The coronavirus pandemic caused by severe acute respiratory syndrome coronavirus 2 (SARS-CoV-2) has swept across the globe, infecting more than 23.3 million people, and taking the lives of over 807,000. Data shows that the most severe cases occur in the elderly, those with weakened immune systems, and those who have underlying medical conditions, such as high blood pressure, diabetes, kidney disease, heart problems, and lung illness, among others.
Previous studies have also linked hypertension to severe coronavirus disease (COVID-19). Now, a new study by researchers at the University of East Anglia's Norwich Medical School has found that the risk of severe COVID-19 and death was reduced for patients with high blood pressure who were taking Angiotensin-Converting Enzyme inhibitors (ACEi) or Angiotensin Receptor Blockers (ARB).
Renin-angiotensin-aldosterone system (RAAS) inhibitors, which include ACEi and ARB, are a class of drugs used to treat high blood pressure.
Hypertension and COVID-19
Early in the pandemic, studies in hardest-hit countries like China and Italy have shown that there are higher morbidity and mortality rates among patients with a medical history of hypertension, diabetes, chronic kidney disease, coronary artery disease, and obesity.
The SARS-CoV-2 infects human cells through the angiotensin-converting enzyme 2 (ACE2) receptor, which acts as the gateway for the virus to enter and invade healthy cells. ACE2, the binding site of SARS-CoV-2, is a critical component of the counter-regulatory pathway of the renin-angiotensin-aldosterone system (RAAS), which is one of the most important regulators of blood pressure, inflammation, and fibrosis. It is also crucial to the pathophysiology of high blood pressure, heart disease, and kidney disease.
Survival rate improvement
The role of RAAS inhibitors, specifically ACEi and ARB, in the coronavirus pandemic, has not been thoroughly evaluated. With skyrocketing cases worldwide, it is vital to understand better the impact of these medicines in hypertensive patients infected with COVID-19.
In the current study, published in the journal Current Atherosclerosis Reports, the research team noted that blood pressure medicine improves survival rates from COVID-19 in people with hypertension. The new findings contradict previous research, showing that antihypertensives could make the coronavirus infection worse.
To arrive at the study findings, the research team looked at the effect of taking common medications on coronavirus patients with a range of medical conditions. They conducted a meta-analysis using sources such as PubMed, Embase, and the pre-print database medRxiv, searching for data on patients on antihypertensives with COVID-19.
The team gathered 19 studies related to COVID-19 and ACEi and ARB medications, which involved more than 28,000 patients. The researchers compared data from COVID-19 patients who are taking their antihypertensives with those who were not, focusing on whether the patients experienced critical events, such as being admitted to intensive care and being subjected to invasive or non-invasive ventilation, and death.
Patients with high blood pressure who continued taking antihypertensives were 0.67 times less likely to have a critical or fatal outcome than those who were not, the researchers concluded.

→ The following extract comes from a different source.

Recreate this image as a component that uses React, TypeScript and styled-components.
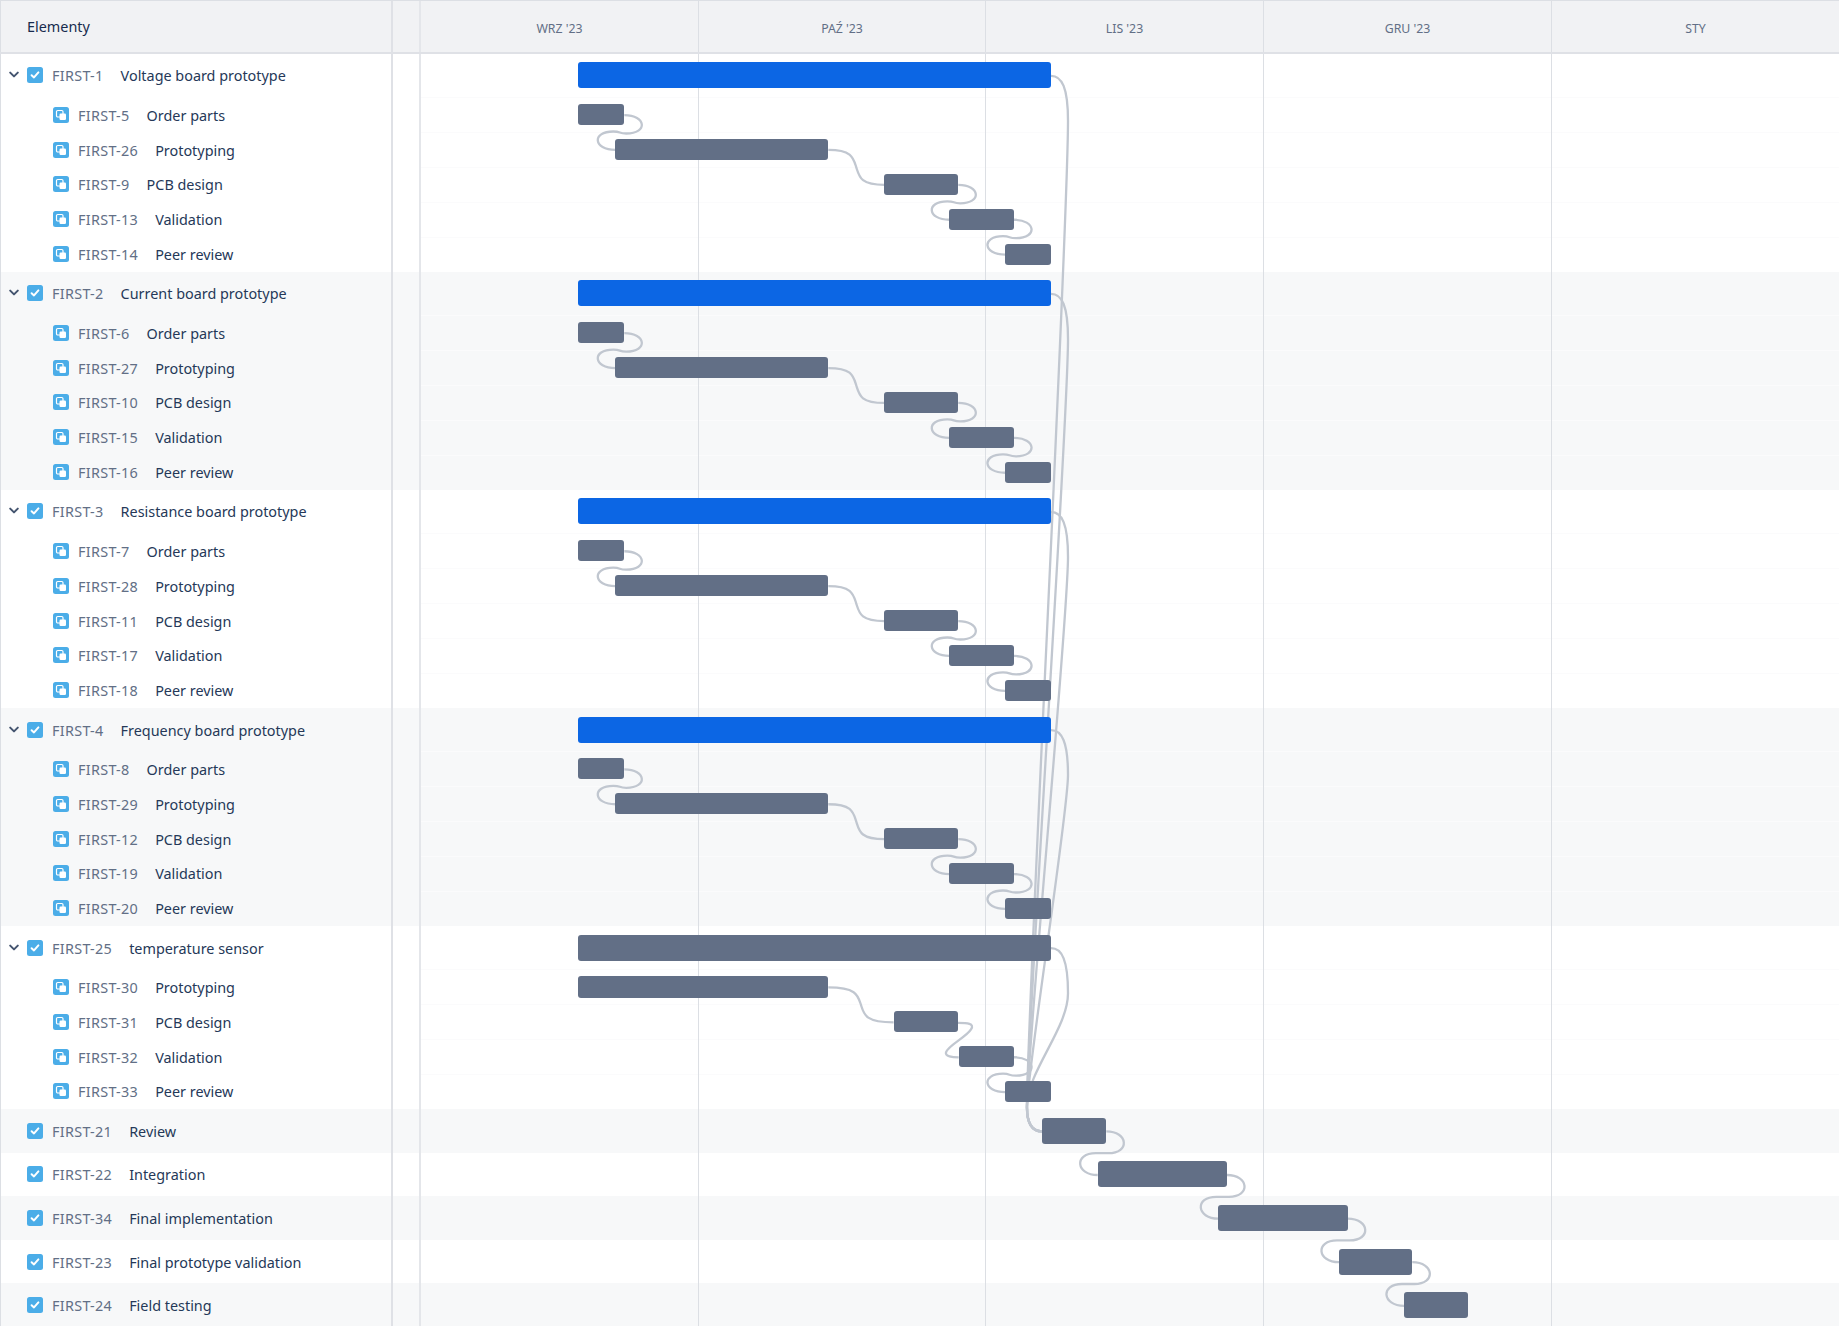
import * as React from "react";
import styled, { createGlobalStyle } from "styled-components";

const PARENT_ROW = 43.6;
const CHILD_ROW = 34.9;
const HEADER_BOTTOM = 53.6;
const TIMELINE_LEFT = 421;
const TIMELINE_WIDTH = 1418;

const GlobalStyle = createGlobalStyle`
  html, body {
    margin: 0;
    height: 100%;
    overflow: hidden;
    background: #fff;
  }
  body {
    font-family: "Noto Sans", "Open Sans", sans-serif;
    font-size: 14.4px;
    color: #172b4d;
  }
`;

const Page = styled.div`
  position: relative;
  height: 100vh;
  overflow: hidden;
  box-sizing: border-box;
  border-top: 1px solid #dcdfe4;
`;

const Header = styled.div`
  display: flex;
  height: 52.6px;
  box-sizing: border-box;
  background: #f1f2f4;
  border-bottom: 2px solid #dfe1e6;
`;

const ListHeading = styled.div`
  width: 393px;
  flex: none;
  box-sizing: border-box;
  display: flex;
  align-items: center;
  padding-left: 26px;
  border-left: 1px solid #dcdfe4;
  border-right: 2px solid #dfe1e6;
  font-size: 14.4px;
  color: #172b4d;
`;

const Gutter = styled.div`
  width: 28px;
  flex: none;
  box-sizing: border-box;
  border-right: 2px solid #e4e6ea;
`;

const Month = styled.div<{ $width: number; $last?: boolean }>`
  width: ${(p) => p.$width}px;
  flex: none;
  box-sizing: border-box;
  display: flex;
  align-items: center;
  justify-content: center;
  padding-top: 5px;
  font-size: 12.3px;
  color: #626f86;
  border-right: ${(p) => (p.$last ? "none" : "1px solid #dcdfe4")};
`;

const Body = styled.div`
  position: relative;
`;

const Gridlines = styled.div`
  position: absolute;
  top: 0;
  bottom: 0;
  left: ${TIMELINE_LEFT}px;
  display: flex;
  z-index: 0;
`;

const GridColumn = styled.div<{ $width: number; $last?: boolean }>`
  width: ${(p) => p.$width}px;
  height: 1280px;
  box-sizing: border-box;
  border-right: ${(p) => (p.$last ? "none" : "1px solid #dcdfe4")};
`;

const Links = styled.svg`
  position: absolute;
  top: 0;
  left: ${TIMELINE_LEFT}px;
  z-index: 1;
  pointer-events: none;
`;

const Link = styled.path`
  fill: none;
  stroke: #c1c7d0;
  stroke-width: 2.3;
`;

const Row = styled.div<{ $height: number; $alt: boolean }>`
  display: flex;
  height: ${(p) => p.$height}px;
  background: ${(p) => (p.$alt ? "#f7f8f9" : "#fff")};
`;

const ListCell = styled.div<{ $child: boolean }>`
  width: 393px;
  flex: none;
  box-sizing: border-box;
  display: flex;
  align-items: center;
  padding-left: ${(p) => (p.$child ? "52px" : "8px")};
  border-left: 1px solid #dcdfe4;
  border-right: 2px solid #dfe1e6;
`;

const TimelineCell = styled.div<{ $child: boolean }>`
  flex: 1;
  min-width: 0;
  box-sizing: border-box;
  display: flex;
  align-items: center;
  box-shadow: ${(p) => (p.$child ? "inset 0 1px 0 #fbfbfc" : "none")};
`;

const Toggle = styled.span<{ $visible: boolean }>`
  width: 10px;
  height: 8px;
  flex: none;
  margin-right: 8px;
  display: flex;
  visibility: ${(p) => (p.$visible ? "visible" : "hidden")};
`;

const IconBox = styled.svg`
  width: 16px;
  height: 16px;
  flex: none;
  margin-right: 9px;
`;

const IssueKey = styled.span`
  color: #626f86;
  margin-right: 17px;
  margin-top: 1px;
  letter-spacing: 0.3px;
  white-space: nowrap;
`;

const IssueTitle = styled.span`
  color: #253858;
  margin-top: 1px;
  white-space: nowrap;
`;

const Bar = styled.div<{ $left: number; $width: number; $tall: boolean; $blue: boolean }>`
  position: relative;
  z-index: 2;
  margin-left: ${(p) => p.$left}px;
  width: ${(p) => p.$width}px;
  height: ${(p) => (p.$tall ? 26 : 21.4)}px;
  border-radius: 3px;
  background: ${(p) => (p.$blue ? "#0c66e4" : "#626f86")};
`;

const months = [
  { label: "WRZ '23", width: 278 },
  { label: "PAŹ '23", width: 287 },
  { label: "LIS '23", width: 278 },
  { label: "GRU '23", width: 288 },
  { label: "STY", width: 287 },
];

interface IRow {
  id: string;
  title: string;
  kind: "parent" | "child" | "single";
  start: number;
  end: number;
  alt: boolean;
  blue?: boolean;
}

const stages: [string, number, number][] = [
  ["Order parts", 578, 624.3],
  ["Prototyping", 615.3, 828.3],
  ["PCB design", 884.3, 958.3],
  ["Validation", 949.3, 1014],
  ["Peer review", 1005, 1051],
];

const boards: [string, string, number[], boolean][] = [
  ["FIRST-1", "Voltage board prototype", [5, 26, 9, 13, 14], false],
  ["FIRST-2", "Current board prototype", [6, 27, 10, 15, 16], true],
  ["FIRST-3", "Resistance board prototype", [7, 28, 11, 17, 18], false],
  ["FIRST-4", "Frequency board prototype", [8, 29, 12, 19, 20], true],
];

const rows: IRow[] = [];
boards.forEach(([id, title, children, alt]) => {
  rows.push({ id, title, kind: "parent", start: 578, end: 1051, alt, blue: true });
  children.forEach((n, i) => {
    const [name, start, end] = stages[i];
    rows.push({ id: `FIRST-${n}`, title: name, kind: "child", start, end, alt });
  });
});
rows.push({ id: "FIRST-25", title: "temperature sensor", kind: "parent", start: 578, end: 1051, alt: false });
rows.push({ id: "FIRST-30", title: "Prototyping", kind: "child", start: 578, end: 828.3, alt: false });
rows.push({ id: "FIRST-31", title: "PCB design", kind: "child", start: 893.6, end: 958, alt: false });
rows.push({ id: "FIRST-32", title: "Validation", kind: "child", start: 958.7, end: 1014, alt: false });
rows.push({ id: "FIRST-33", title: "Peer review", kind: "child", start: 1005, end: 1051, alt: false });
rows.push({ id: "FIRST-21", title: "Review", kind: "single", start: 1042, end: 1106.3, alt: true });
rows.push({ id: "FIRST-22", title: "Integration", kind: "single", start: 1097.7, end: 1227, alt: false });
rows.push({ id: "FIRST-34", title: "Final implementation", kind: "single", start: 1218.3, end: 1347.7, alt: true });
rows.push({ id: "FIRST-23", title: "Final prototype validation", kind: "single", start: 1339, end: 1412.3, alt: false });
rows.push({ id: "FIRST-24", title: "Field testing", kind: "single", start: 1404, end: 1468, alt: true });

const rowHeight = (r: IRow) => (r.kind === "child" ? CHILD_ROW : PARENT_ROW);

const centers: Record<string, number> = {};
let cursor = HEADER_BOTTOM;
rows.forEach((r) => {
  centers[r.id] = cursor + rowHeight(r) / 2;
  cursor += rowHeight(r);
});

const byId = (id: string) => rows.find((r) => r.id === id) as IRow;

// bar end to next bar start, looping back when the next bar overlaps
const linkPath = (from: string, to: string) => {
  const a = byId(from);
  const b = byId(to);
  const x1 = a.end;
  const x2 = b.start;
  const y1 = centers[from];
  const y2 = centers[to];
  const mid = (y1 + y2) / 2;
  if (x2 > x1 + 20) {
    const xm = (x1 + x2) / 2;
    return `M${x1} ${y1}C${xm - 4} ${y1} ${xm - 3} ${y1 + 8} ${xm} ${mid}C${xm + 3} ${y2 - 8} ${xm + 4} ${y2} ${x2} ${y2}`;
  }
  const w = y2 - y1 < 40 ? 1 : 0;
  return (
    `M${x1} ${y1}C${x1 + 22} ${y1} ${x1 + 24} ${mid + w} ${x1 + 2} ${mid + w}` +
    `C${x1 - 6} ${mid + w} ${x2 + 6} ${mid - w} ${x2 - 2} ${mid - w}` +
    `C${x2 - 24} ${mid - w} ${x2 - 22} ${y2} ${x2} ${y2}`
  );
};

// parent bars all run down to the Review bar
const reviewPath = (from: string) => {
  const y1 = centers[from];
  const y2 = centers["FIRST-21"];
  const top = y1 + 45;
  const bottom = y2 - 26;
  const k = Math.max((bottom - top) * 0.12, 35);
  return (
    `M1051 ${y1}C1062 ${y1} 1068 ${y1 + 12} 1068 ${top}` +
    `C1068 ${top + k} 1028 ${bottom - k} 1027 ${bottom}` +
    `C1026.5 ${y2 - 8} 1032 ${y2} 1042 ${y2}`
  );
};

const links: string[] = [
  ...[
    ["FIRST-5", "FIRST-26"], ["FIRST-26", "FIRST-9"], ["FIRST-9", "FIRST-13"], ["FIRST-13", "FIRST-14"],
    ["FIRST-6", "FIRST-27"], ["FIRST-27", "FIRST-10"], ["FIRST-10", "FIRST-15"], ["FIRST-15", "FIRST-16"],
    ["FIRST-7", "FIRST-28"], ["FIRST-28", "FIRST-11"], ["FIRST-11", "FIRST-17"], ["FIRST-17", "FIRST-18"],
    ["FIRST-8", "FIRST-29"], ["FIRST-29", "FIRST-12"], ["FIRST-12", "FIRST-19"], ["FIRST-19", "FIRST-20"],
    ["FIRST-30", "FIRST-31"], ["FIRST-32", "FIRST-33"],
    ["FIRST-21", "FIRST-22"], ["FIRST-22", "FIRST-34"], ["FIRST-34", "FIRST-23"], ["FIRST-23", "FIRST-24"],
  ].map(([a, b]) => linkPath(a, b)),
  "M958 1022.5C967 1022.5 975 1023 971 1029C966 1037 948 1045 946 1052C945 1056 952 1057 958.7 1057",
  ...["FIRST-1", "FIRST-2", "FIRST-3", "FIRST-4", "FIRST-25"].map(reviewPath),
];

const TaskIcon = () => (
  <IconBox viewBox="0 0 16 16">
    <rect width="16" height="16" rx="2.5" fill="#4bade8" />
    <path d="M4.6 8.2 7 10.4 11.4 5.4" fill="none" stroke="#fff" strokeWidth="2" strokeLinecap="round" strokeLinejoin="round" />
  </IconBox>
);

const SubtaskIcon = () => (
  <IconBox viewBox="0 0 16 16">
    <rect width="16" height="16" rx="2.5" fill="#4bade8" />
    <rect x="3.5" y="3.5" width="6.5" height="6.5" rx="1.2" fill="none" stroke="#fff" strokeWidth="1.2" />
    <rect x="6.5" y="6.5" width="6.5" height="6.5" rx="1.2" fill="#fff" />
  </IconBox>
);

const Chevron = () => (
  <svg viewBox="0 0 10 8" width="10" height="8">
    <path d="M1.2 1.6 5 5.4 8.8 1.6" fill="none" stroke="#44546f" strokeWidth="2" strokeLinecap="round" strokeLinejoin="round" />
  </svg>
);

export default function App() {
  return (
    <Page>
      <GlobalStyle />
      <Header>
        <ListHeading>Elementy</ListHeading>
        <Gutter />
        {months.map((m, i) => (
          <Month key={m.label} $width={m.width} $last={i === months.length - 1}>
            {m.label}
          </Month>
        ))}
      </Header>
      <Body>
        <Gridlines>
          {months.map((m, i) => (
            <GridColumn key={m.label} $width={m.width} $last={i === months.length - 1} />
          ))}
        </Gridlines>
        <Links
          width={TIMELINE_WIDTH}
          height={1273}
          viewBox={`${TIMELINE_LEFT} ${HEADER_BOTTOM} ${TIMELINE_WIDTH} 1273`}
        >
          {links.map((d, i) => (
            <Link key={i} d={d} />
          ))}
        </Links>
        {rows.map((r) => {
          const isChild = r.kind === "child";
          return (
            <Row key={r.id} $height={rowHeight(r)} $alt={r.alt}>
              <ListCell $child={isChild}>
                {!isChild && (
                  <Toggle $visible={r.kind === "parent"}>
                    <Chevron />
                  </Toggle>
                )}
                {isChild ? <SubtaskIcon /> : <TaskIcon />}
                <IssueKey>{r.id}</IssueKey>
                <IssueTitle>{r.title}</IssueTitle>
              </ListCell>
              <Gutter />
              <TimelineCell $child={isChild}>
                <Bar
                  $left={r.start - TIMELINE_LEFT}
                  $width={r.end - r.start}
                  $tall={!isChild}
                  $blue={!!r.blue}
                />
              </TimelineCell>
            </Row>
          );
        })}
      </Body>
    </Page>
  );
}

However, for those who took the same medications for other conditions such as heart and kidney failure, stroke, and diabetes, their COVID-19 outcome was neither worse nor better.
"We found that a third of Covid-19 patients with high blood pressure and a quarter of patients overall were taking ACEi/ARBs. This is likely due to the increased risk of infection in patients with co-morbidities such as cardiovascular diseases, hypertension, and diabetes," Dr. Vassilios Vassiliou, from UEA's Norwich Medical School, said in a statement.
"But the really important thing that we showed was that there is no evidence that these medications might increase the severity of Covid-19 or risk of death," he added.
Dr. Vassiliou added that the research team found there is a lower risk of death and critical outcomes. Hence, drugs protected patients with hypertension.
"This is the largest meta-analysis including critical events and mortality data on patients prescribed ACEi/ARB and found evidence of beneficial effects of chronic ACEi/ARB use especially in hypertensive cohort with COVID-19," the researchers concluded.
"As such, we would strongly encourage patients to continue with RAAS inhibitor pharmacotherapy during the COVID-19 pandemic," they added.